Set task ▸ Set down each entry exactly as given; pictures should not appear in the copy.
-- Start of Stored records --
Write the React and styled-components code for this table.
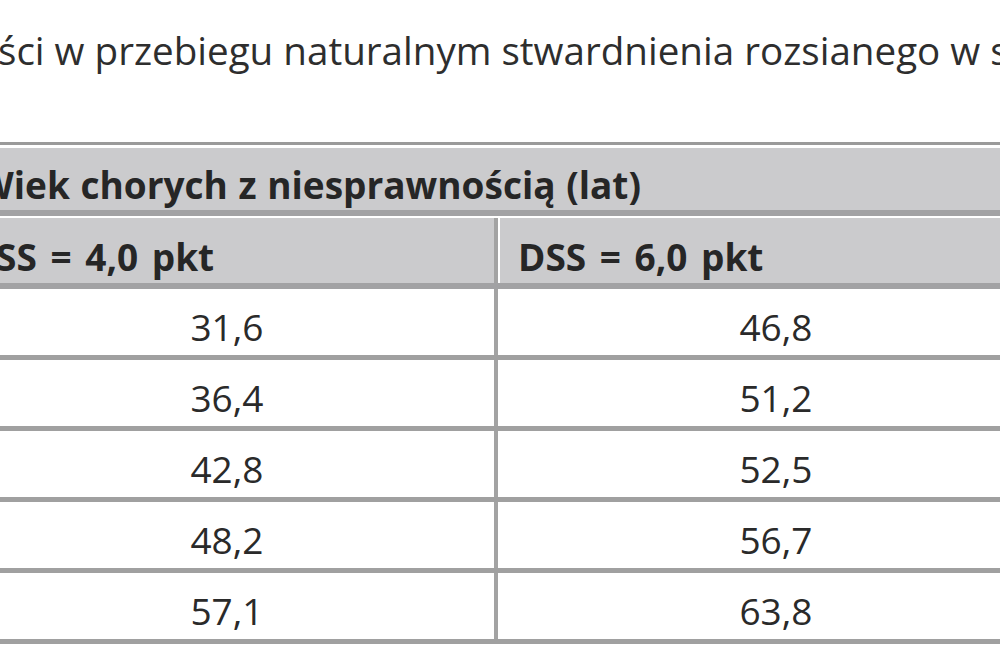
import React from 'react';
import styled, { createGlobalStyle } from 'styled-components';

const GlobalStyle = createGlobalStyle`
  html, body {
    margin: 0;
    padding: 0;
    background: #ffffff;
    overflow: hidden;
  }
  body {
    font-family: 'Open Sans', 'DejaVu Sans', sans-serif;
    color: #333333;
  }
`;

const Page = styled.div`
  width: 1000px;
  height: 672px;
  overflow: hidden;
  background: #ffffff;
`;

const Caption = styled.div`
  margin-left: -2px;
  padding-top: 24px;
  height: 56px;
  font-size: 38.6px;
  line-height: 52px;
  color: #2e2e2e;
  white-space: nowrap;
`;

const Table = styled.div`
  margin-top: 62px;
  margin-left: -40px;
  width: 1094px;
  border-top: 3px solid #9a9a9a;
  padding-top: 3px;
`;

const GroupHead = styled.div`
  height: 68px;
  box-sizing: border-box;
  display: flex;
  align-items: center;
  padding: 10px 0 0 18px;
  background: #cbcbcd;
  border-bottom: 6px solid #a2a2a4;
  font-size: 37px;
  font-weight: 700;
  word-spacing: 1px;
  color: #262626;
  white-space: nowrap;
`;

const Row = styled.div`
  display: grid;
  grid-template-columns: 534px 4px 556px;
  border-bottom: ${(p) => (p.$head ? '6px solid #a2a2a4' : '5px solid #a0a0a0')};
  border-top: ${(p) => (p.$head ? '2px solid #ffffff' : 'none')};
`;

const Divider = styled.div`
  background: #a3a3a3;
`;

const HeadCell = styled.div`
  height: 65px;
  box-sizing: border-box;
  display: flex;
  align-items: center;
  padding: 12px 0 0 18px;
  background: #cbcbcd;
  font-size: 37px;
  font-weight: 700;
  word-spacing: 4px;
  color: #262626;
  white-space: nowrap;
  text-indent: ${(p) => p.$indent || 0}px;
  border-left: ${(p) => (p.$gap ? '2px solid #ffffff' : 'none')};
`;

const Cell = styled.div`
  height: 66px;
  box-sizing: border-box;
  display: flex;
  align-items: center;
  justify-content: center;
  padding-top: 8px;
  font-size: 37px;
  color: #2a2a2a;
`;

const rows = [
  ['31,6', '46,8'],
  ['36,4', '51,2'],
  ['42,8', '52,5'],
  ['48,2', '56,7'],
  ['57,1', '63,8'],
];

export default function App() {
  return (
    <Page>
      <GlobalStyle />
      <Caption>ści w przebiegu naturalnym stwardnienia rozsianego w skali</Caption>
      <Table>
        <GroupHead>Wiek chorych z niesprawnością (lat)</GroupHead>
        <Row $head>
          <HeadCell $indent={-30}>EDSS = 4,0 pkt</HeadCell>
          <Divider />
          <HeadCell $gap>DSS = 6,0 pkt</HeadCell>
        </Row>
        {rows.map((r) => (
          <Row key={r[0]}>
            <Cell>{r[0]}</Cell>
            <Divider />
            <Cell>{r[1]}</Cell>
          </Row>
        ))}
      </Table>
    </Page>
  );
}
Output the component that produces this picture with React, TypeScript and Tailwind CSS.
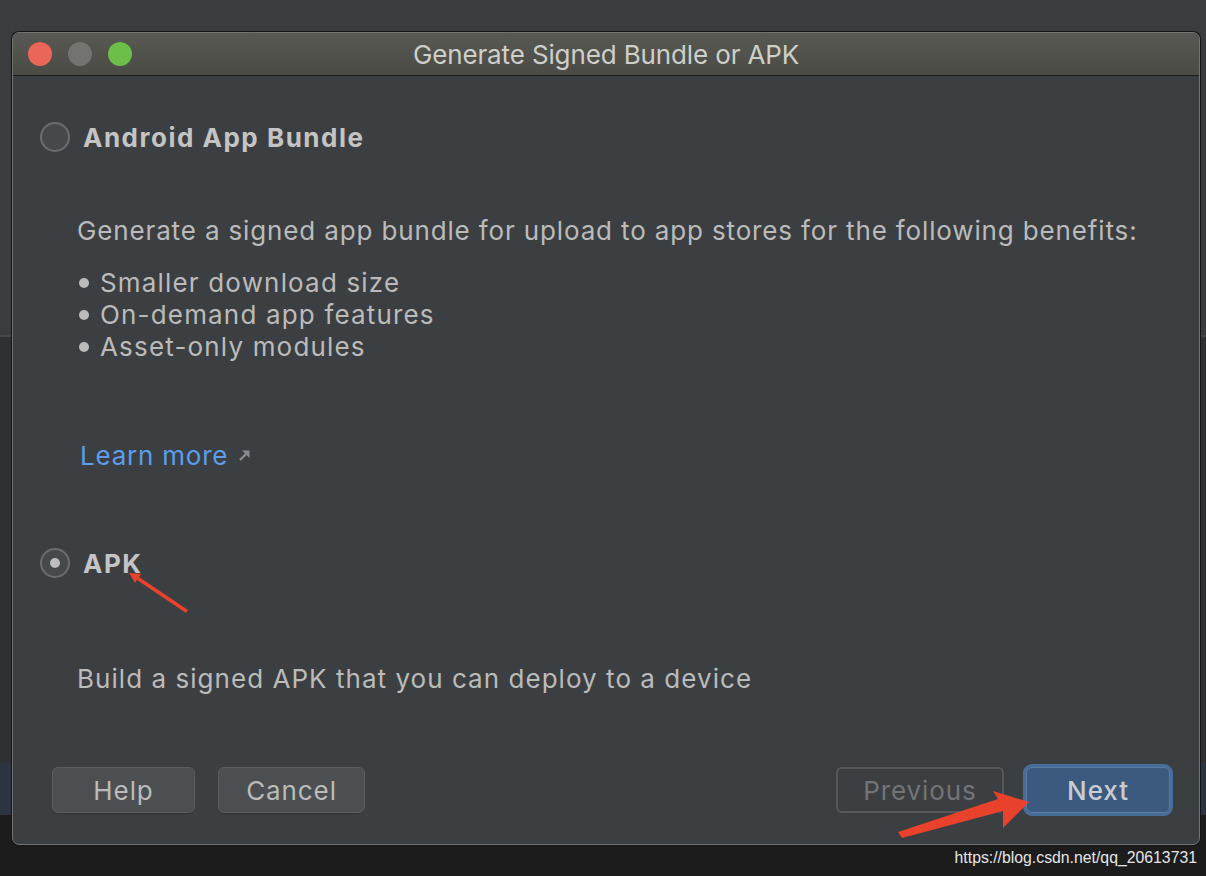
-- End of Stored records --
Solution ▸
Write the React and styled-components code for this table.
import React from 'react';
import styled, { createGlobalStyle } from 'styled-components';

const GlobalStyle = createGlobalStyle`
  html, body {
    margin: 0;
    padding: 0;
    background: #ffffff;
    overflow: hidden;
  }
  body {
    font-family: 'Open Sans', 'DejaVu Sans', sans-serif;
    color: #333333;
  }
`;

const Page = styled.div`
  width: 1000px;
  height: 672px;
  overflow: hidden;
  background: #ffffff;
`;

const Caption = styled.div`
  margin-left: -2px;
  padding-top: 24px;
  height: 56px;
  font-size: 38.6px;
  line-height: 52px;
  color: #2e2e2e;
  white-space: nowrap;
`;

const Table = styled.div`
  margin-top: 62px;
  margin-left: -40px;
  width: 1094px;
  border-top: 3px solid #9a9a9a;
  padding-top: 3px;
`;

const GroupHead = styled.div`
  height: 68px;
  box-sizing: border-box;
  display: flex;
  align-items: center;
  padding: 10px 0 0 18px;
  background: #cbcbcd;
  border-bottom: 6px solid #a2a2a4;
  font-size: 37px;
  font-weight: 700;
  word-spacing: 1px;
  color: #262626;
  white-space: nowrap;
`;

const Row = styled.div`
  display: grid;
  grid-template-columns: 534px 4px 556px;
  border-bottom: ${(p) => (p.$head ? '6px solid #a2a2a4' : '5px solid #a0a0a0')};
  border-top: ${(p) => (p.$head ? '2px solid #ffffff' : 'none')};
`;

const Divider = styled.div`
  background: #a3a3a3;
`;

const HeadCell = styled.div`
  height: 65px;
  box-sizing: border-box;
  display: flex;
  align-items: center;
  padding: 12px 0 0 18px;
  background: #cbcbcd;
  font-size: 37px;
  font-weight: 700;
  word-spacing: 4px;
  color: #262626;
  white-space: nowrap;
  text-indent: ${(p) => p.$indent || 0}px;
  border-left: ${(p) => (p.$gap ? '2px solid #ffffff' : 'none')};
`;

const Cell = styled.div`
  height: 66px;
  box-sizing: border-box;
  display: flex;
  align-items: center;
  justify-content: center;
  padding-top: 8px;
  font-size: 37px;
  color: #2a2a2a;
`;

const rows = [
  ['31,6', '46,8'],
  ['36,4', '51,2'],
  ['42,8', '52,5'],
  ['48,2', '56,7'],
  ['57,1', '63,8'],
];

export default function App() {
  return (
    <Page>
      <GlobalStyle />
      <Caption>ści w przebiegu naturalnym stwardnienia rozsianego w skali</Caption>
      <Table>
        <GroupHead>Wiek chorych z niesprawnością (lat)</GroupHead>
        <Row $head>
          <HeadCell $indent={-30}>EDSS = 4,0 pkt</HeadCell>
          <Divider />
          <HeadCell $gap>DSS = 6,0 pkt</HeadCell>
        </Row>
        {rows.map((r) => (
          <Row key={r[0]}>
            <Cell>{r[0]}</Cell>
            <Divider />
            <Cell>{r[1]}</Cell>
          </Row>
        ))}
      </Table>
    </Page>
  );
}
Output the component that produces this picture with React, TypeScript and Tailwind CSS.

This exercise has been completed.